The beauty of Minor League structure is that any individual team could operate according to their own structural preference at any point in time. According to Minor League Baseball, “Major League organizations can promote players through the affiliated leagues, or directly to the Majors, as they wish.” What is fascinating about this idea is that an MLB club could simply keep their own players in complex ball for years, and then promote them to the MLB, or they could simply promote everyone to the MLB after signing out of the Amateur Draft (or any combination in-between). Additionally, contractual obligations after the first year are wide open for MLB clubs, giving them fantastic flexibility to sign minor league contracts to any deals they like.
Regarding contracts, then, a speculative opportunity for MLB teams, especially a relatively small market franchise like the Brewers, rests in the second, third, fourth, etc., years of minor league play. After an MLB team basically is forced to pay a minor leaguer approximately $7,000 during their first year of work, the club could settle any arrangement they like with a player. For example, consider a long-term development play like Tristen Lutz, or Carlos Herrera; the Brewers could conceivably have signed both players to four-year, $400,000 minor league development deals beginning with 2018. Keston Hiura could have been signed out of the draft with a three-year, minor league development deal worth $1,000,000, and so on and so forth. Where this logic leads is to a mechanism through which a club like the Brewers could exploit amateur draft slot rules by offering a player draft day bonuses that do not trigger the overage rules by using an understanding that the player would receive a well-priced development deal in their second year.
In terms of league structure, one wonders why an MLB team would not use their complex facilities to organize several teams’ worth of players to train within a closed organizational structure. On this systemic development, a team like the Brewers could sign anywhere between 200-to-300 players of varying talent levels, and operate eight-to-ten teams at the Complex Level. These teams could face one another, and essentially produce a league in which Milwaukee Brewers organizational strategies and development occurred within a relatively controlled circuit. This could also streamline coaching, training, and managerial functions, in order to ensure that the very best coaching talent receives the greatest reach in terms of impact; if a club can identify their best coaches and trainers, why shouldn’t they have leadership roles that impact 200-to-300 players instead of 20-to-30?

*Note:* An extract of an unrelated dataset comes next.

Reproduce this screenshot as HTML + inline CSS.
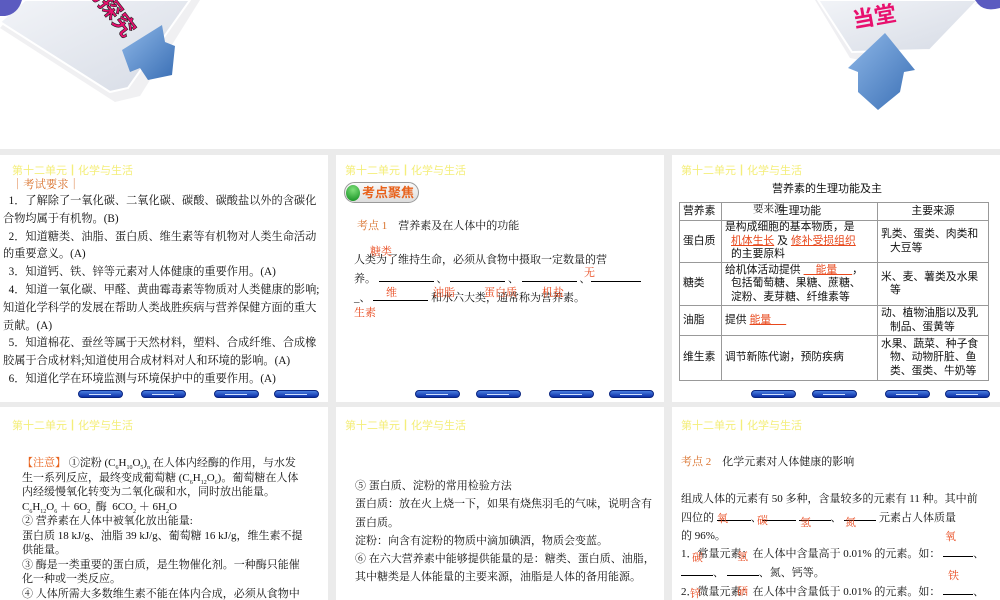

Additionally, is worth questioning whether the discrepancies between league environments actually provide developmental challenges to ascending prospects in a manner that actually prepares them for the MLB-levels of professional baseball; this question should not simply be raised given the difficult pitching environment for Triple-A Colorado Springs, which has claimed several Brewers pitching prospects from starting pitching roles thus far. This question could be raised about early-spring weather conditions in the Midwest League, offensive-suppressing environments in some advanced leagues, etc. This question can also be raised in terms of high-floor roles, as intriguing organizational depth prospect Thomas Jankins is proving after jumping from Class-A Midwest to Double-A Southern League, or Cardinals pitcher Jordan Hicks is proving after jumping from Advanced-A to MLB.

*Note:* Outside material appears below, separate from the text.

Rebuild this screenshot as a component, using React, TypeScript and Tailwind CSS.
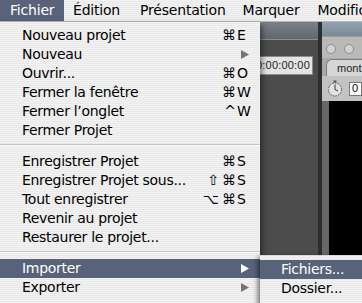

Table Two: Conventional Minor League Structure and One Speculative Alternative
Speculative Brewers Organizations (teams) | Conventional | Speculative Model |
---|---|---|
Level | DSL (1) | - |
Level | R (1) | AZ Complex (2) |
Level | R+ (1) | AZ Complex (2) |
Level | A (1) | AZ Complex (2) |
Level | A+ (1) | - |
Level | AA (1) | AA (2) |
Level | AAA (1) | AAA (2) |
But mostly, if the Brewers were to suddenly restructure their complex ball to support its own league of intraorganizational ball, and the club poured between $25 to $50 million to support those efforts, the organization could potentially gain an advantage in reserving the rights of more minor league players through larger development contracts while also placing the players into an environment better suited to cushion the variance inherent in player development. Additionally, the Brewers could gain an advantage by organizing a new form of competitive player development by which players of varying talent levels are scouted, coached, taught, and cared for (in terms of diet, health care, etc.) within one locale. There could even be an advantage in playing related affiliates against one another, in order to view organizational strategies in competition with one another.

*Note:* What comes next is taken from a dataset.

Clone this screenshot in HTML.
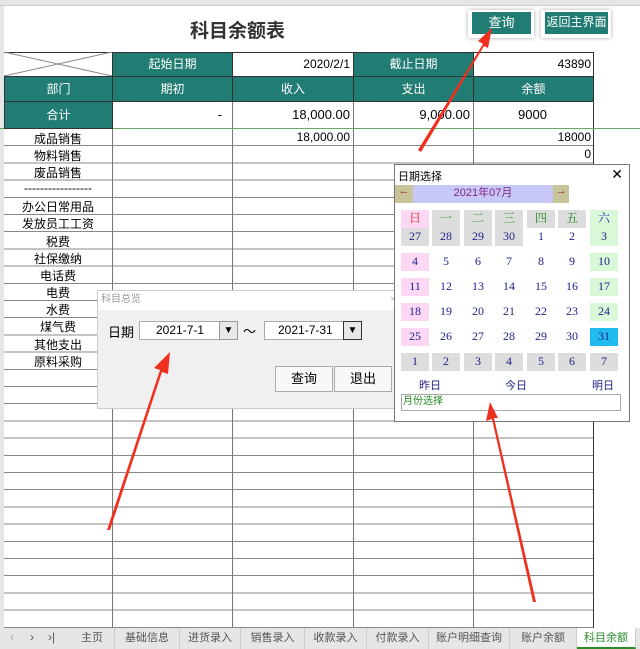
<!DOCTYPE html><html><head><meta charset="utf-8"><style>
*{margin:0;padding:0;box-sizing:border-box}
body{width:640px;height:649px;overflow:hidden;background:#fff;position:relative;font-family:"Liberation Sans","Noto Sans CJK SC",sans-serif;font-size:12px;color:#000}
.a{position:absolute}
.t{position:absolute;background:#217d73;color:#fff;text-align:center;border:1px solid #333}
.c{position:absolute;text-align:center;width:108px;left:4px;font-size:12px}
.r{position:absolute;text-align:right}
.cal div{position:absolute;width:28px;height:18px;text-align:center;font-family:"Liberation Serif","Noto Serif CJK SC",serif;font-size:12px;color:#22228a;line-height:17px}
.tab{position:absolute;top:628px;height:21px;line-height:20px;text-align:center;color:#555;font-size:11px;border-right:1px solid #ccc}
</style></head><body>
<div class="a" style="left:0;top:0;width:640px;height:6px;background:#e6e6e6;border-bottom:1px solid #ccc"></div>
<div class="a" style="left:0;top:6px;width:4px;height:622px;background:#e6e6e6"></div>
<!-- grid rows -->
<div class="a" style="left:4px;top:128px;width:589px;height:500px;background:repeating-linear-gradient(to bottom,#888 0,#888 1px,transparent 1px,transparent 17.2px)"></div>
<div class="a" style="left:112px;top:52px;width:1px;height:576px;background:#777"></div>
<div class="a" style="left:232px;top:52px;width:1px;height:576px;background:#777"></div>
<div class="a" style="left:353px;top:52px;width:1px;height:576px;background:#777"></div>
<div class="a" style="left:473px;top:52px;width:1px;height:576px;background:#777"></div>
<div class="a" style="left:593px;top:52px;width:1px;height:576px;background:#333"></div>
<div class="a" style="left:4px;top:52px;width:590px;height:1px;background:#333"></div>
<div class="a" style="left:4px;top:76px;width:590px;height:1px;background:#333"></div>
<div class="a" style="left:4px;top:101px;width:590px;height:1px;background:#333"></div>
<div class="a" style="left:0;top:128px;width:640px;height:1px;background:#6a6"></div>
<div class="a" style="left:190px;top:16px;font-size:19px;font-weight:bold;color:#333">科目余额表</div>
<div class="a" style="left:468px;top:10px;width:66px;height:28px;background:#fff;box-shadow:0 0 4px #aaa"></div>
<div class="a" style="left:472px;top:12px;width:59px;height:22px;background:#217d73;color:#fff;text-align:center;line-height:21px;font-size:13px">查询</div>
<div class="a" style="left:541px;top:10px;width:70px;height:28px;background:#fff;box-shadow:0 0 4px #aaa"></div>
<div class="a" style="left:545px;top:12px;width:63px;height:22px;background:#217d73;color:#fff;text-align:center;line-height:21px;font-size:12px">返回主界面</div>
<svg class="a" style="left:4px;top:52px" width="108" height="24"><line x1="0" y1="0" x2="108" y2="24" stroke="#888"/><line x1="0" y1="24" x2="108" y2="0" stroke="#888"/></svg>
<div class="t" style="left:112px;top:52px;width:121px;height:25px;line-height:23px">起始日期</div>
<div class="r" style="left:233px;top:57px;width:117px">2020/2/1</div>
<div class="t" style="left:353px;top:52px;width:121px;height:25px;line-height:23px">截止日期</div>
<div class="r" style="left:474px;top:57px;width:117px">43890</div>
<div class="t" style="left:4px;top:76px;width:109px;height:26px;line-height:24px">部门</div>
<div class="t" style="left:112px;top:76px;width:121px;height:26px;line-height:24px">期初</div>
<div class="t" style="left:232px;top:76px;width:122px;height:26px;line-height:24px">收入</div>
<div class="t" style="left:353px;top:76px;width:121px;height:26px;line-height:24px">支出</div>
<div class="t" style="left:473px;top:76px;width:121px;height:26px;line-height:24px">余额</div>
<div class="t" style="left:4px;top:101px;width:109px;height:28px;line-height:26px">合计</div>
<div class="r" style="left:112px;top:107px;width:110px;font-size:13px">-</div>
<div class="r" style="left:233px;top:107px;width:117px;font-size:13px">18,000.00</div>
<div class="r" style="left:353px;top:107px;width:117px;font-size:13px">9,000.00</div>
<div class="a" style="left:518px;top:107px;font-size:13px">9000</div>
<div class="r" style="left:233px;top:130px;width:117px">18,000.00</div>
<div class="r" style="left:474px;top:130px;width:117px">18000</div>
<div class="r" style="left:474px;top:147px;width:117px">0</div>
<div class="c" style="top:130px">成品销售</div>
<div class="c" style="top:147px">物料销售</div>
<div class="c" style="top:164px">废品销售</div>
<div class="c" style="top:181px">-----------------</div>
<div class="c" style="top:198px">办公日常用品</div>
<div class="c" style="top:215px">发放员工工资</div>
<div class="c" style="top:233px">税费</div>
<div class="c" style="top:250px">社保缴纳</div>
<div class="c" style="top:267px">电话费</div>
<div class="c" style="top:284px">电费</div>
<div class="c" style="top:301px">水费</div>
<div class="c" style="top:318px">煤气费</div>
<div class="c" style="top:336px">其他支出</div>
<div class="c" style="top:353px">原料采购</div>
<!-- dialog 1 -->
<div class="a" style="left:97px;top:290px;width:303px;height:119px;background:#f0f0f0;border:1px solid #ccc">
<div class="a" style="left:0;top:0;width:301px;height:19px;background:#fff;color:#999;font-size:10px;line-height:18px;padding-left:3px">科目总览<span style="position:absolute;right:3px;color:#bbb">×</span></div>
<div class="a" style="left:10px;top:31px;font-size:13px">日期</div>
<div class="a" style="left:41px;top:30px;width:98px;height:19px;background:#fff;border:1px solid #aaa;font-size:12px;line-height:17px;padding-left:16px">2021-7-1</div>
<div class="a" style="left:121px;top:30px;width:19px;height:19px;background:#e8e8e8;border:1px solid #999;font-size:10px;text-align:center;line-height:17px">▼</div>
<div class="a" style="left:145px;top:30px;font-size:13px">～</div>
<div class="a" style="left:166px;top:30px;width:80px;height:19px;background:#fff;border:1px solid #aaa;font-size:12px;line-height:17px;padding-left:13px">2021-7-31</div>
<div class="a" style="left:245px;top:30px;width:19px;height:19px;background:#e8e8e8;border:1px solid #333;font-size:10px;text-align:center;line-height:17px">▼</div>
<div class="a" style="left:177px;top:75px;width:58px;height:26px;background:#f8f8f8;border:1px solid #aaa;text-align:center;line-height:24px;font-size:13px">查询</div>
<div class="a" style="left:236px;top:75px;width:58px;height:26px;background:#f8f8f8;border:1px solid #aaa;text-align:center;line-height:24px;font-size:13px">退出</div>
</div>
<!-- calendar -->
<div class="a cal" style="left:394px;top:164px;width:236px;height:258px;background:#fff;border:1px solid #777">
<span class="a" style="left:3px;top:3px;font-size:11px">日期选择</span><span class="a" style="right:6px;top:1px;font-size:14px">✕</span>
<span class="a" style="left:0;top:20px;width:18px;height:18px;background:#c8c49a;color:#822;font-size:11px;text-align:center">←</span>
<span class="a" style="left:18px;top:20px;width:140px;height:18px;background:#c8c8f8;color:#822486;font-size:11px;text-align:center;line-height:17px">2021年07月</span>
<span class="a" style="left:158px;top:20px;width:16px;height:18px;background:#c8c49a;color:#822;font-size:11px;text-align:center">→</span>
<div style="left:6px;top:45px;background:#fcd8f4;color:#e22">日</div>
<div style="left:37px;top:45px;background:#ddd;color:#282">一</div>
<div style="left:69px;top:45px;background:#ddd;color:#282">二</div>
<div style="left:100px;top:45px;background:#ddd;color:#282">三</div>
<div style="left:132px;top:45px;background:#ddd;color:#282">四</div>
<div style="left:163px;top:45px;background:#ddd;color:#282">五</div>
<div style="left:195px;top:45px;background:#d8f8d8;color:#22a">六</div>
<div style="left:6px;top:63px;background:#ddd">27</div><div style="left:37px;top:63px;background:#ddd">28</div><div style="left:69px;top:63px;background:#ddd">29</div><div style="left:100px;top:63px;background:#ddd">30</div><div style="left:132px;top:63px">1</div><div style="left:163px;top:63px">2</div><div style="left:195px;top:63px;background:#d8f8d8">3</div>
<div style="left:6px;top:88px;background:#fcd8f4">4</div><div style="left:37px;top:88px">5</div><div style="left:69px;top:88px">6</div><div style="left:100px;top:88px">7</div><div style="left:132px;top:88px">8</div><div style="left:163px;top:88px">9</div><div style="left:195px;top:88px;background:#d8f8d8">10</div>
<div style="left:6px;top:113px;background:#fcd8f4">11</div><div style="left:37px;top:113px">12</div><div style="left:69px;top:113px">13</div><div style="left:100px;top:113px">14</div><div style="left:132px;top:113px">15</div><div style="left:163px;top:113px">16</div><div style="left:195px;top:113px;background:#d8f8d8">17</div>
<div style="left:6px;top:138px;background:#fcd8f4">18</div><div style="left:37px;top:138px">19</div><div style="left:69px;top:138px">20</div><div style="left:100px;top:138px">21</div><div style="left:132px;top:138px">22</div><div style="left:163px;top:138px">23</div><div style="left:195px;top:138px;background:#d8f8d8">24</div>
<div style="left:6px;top:163px;background:#fcd8f4">25</div><div style="left:37px;top:163px">26</div><div style="left:69px;top:163px">27</div><div style="left:100px;top:163px">28</div><div style="left:132px;top:163px">29</div><div style="left:163px;top:163px">30</div><div style="left:195px;top:163px;background:#22bbf0">31</div>
<div style="left:6px;top:188px;background:#ddd">1</div><div style="left:37px;top:188px;background:#ddd">2</div><div style="left:69px;top:188px;background:#ddd">3</div><div style="left:100px;top:188px;background:#ddd">4</div><div style="left:132px;top:188px;background:#ddd">5</div><div style="left:163px;top:188px;background:#ddd">6</div><div style="left:195px;top:188px;background:#ddd">7</div>
<span class="a" style="left:24px;top:212px;color:#22228a;font-size:11px">昨日</span>
<span class="a" style="left:110px;top:212px;color:#22228a;font-size:11px">今日</span>
<span class="a" style="left:197px;top:212px;color:#22228a;font-size:11px">明日</span>
<span class="a" style="left:6px;top:229px;width:220px;height:17px;border:1px solid #aaa;color:#282;font-size:10px;line-height:14px;padding-left:1px">月份选择</span>
</div>
<!-- arrows -->
<svg class="a" style="left:0;top:0" width="640" height="649">
<g fill="#f0301e">
<polygon points="107,530 160,370 154,368 170,352 168,374 162,372 110,530"/>
<polygon points="418,150 483,44 478,41 492,28 488,48 484,46 421,152"/>
<polygon points="533,602 492,419 486,421 490,402 498,418 494,418 536,602"/>
</g></svg>
<!-- tabs -->
<div class="a" style="left:0;top:628px;width:640px;height:21px;background:#e6e6e6"></div>
<div class="a" style="left:10px;top:630px;color:#aaa;font-size:12px">‹</div>
<div class="a" style="left:30px;top:630px;color:#555;font-size:12px">›</div>
<div class="a" style="left:48px;top:630px;color:#555;font-size:12px">›|</div>
<div class="tab" style="left:70px;width:45px">主页</div>
<div class="tab" style="left:115px;width:65px">基础信息</div>
<div class="tab" style="left:180px;width:61px">进货录入</div>
<div class="tab" style="left:241px;width:64px">销售录入</div>
<div class="tab" style="left:305px;width:62px">收款录入</div>
<div class="tab" style="left:367px;width:62px">付款录入</div>
<div class="tab" style="left:429px;width:81px">账户明细查询</div>
<div class="tab" style="left:510px;width:67px">账户余额</div>
<div class="tab" style="left:577px;width:59px;background:#fff;color:#2a8a2a;border-bottom:2px solid #2a8a2a">科目余额</div>
</body></html>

Yet this strategy of competitive player development need not occur solely at the complex level. The Brewers ought to scrutinize the best combination of affiliated clubs for the purposes of player development, which may not be a vertically aligned staircase (from Class-A to Advanced-A to Double-A and Triple-A). If the Carolina League is indeed a solid development environment, the Brewers should buy another Carolina League franchise, and maintain a second Advanced-A team in that locale. If the team continues to hope that a replacement-by-design, shuttle squad, high-floor, MLB depth role roster can be constructed (as the current 40-man roster and Advanced Minors are constructed), the team could benefit from having two Double-A clubs.
This is a rather speculative discussion, but it is worth emphasizing that if professional player development is non-linear, non-linear organizational structures could benefit the process. There is no reason to maintain the fiction of a progressing development staircase to the MLB when front office has the resources to make alternative modes of development work.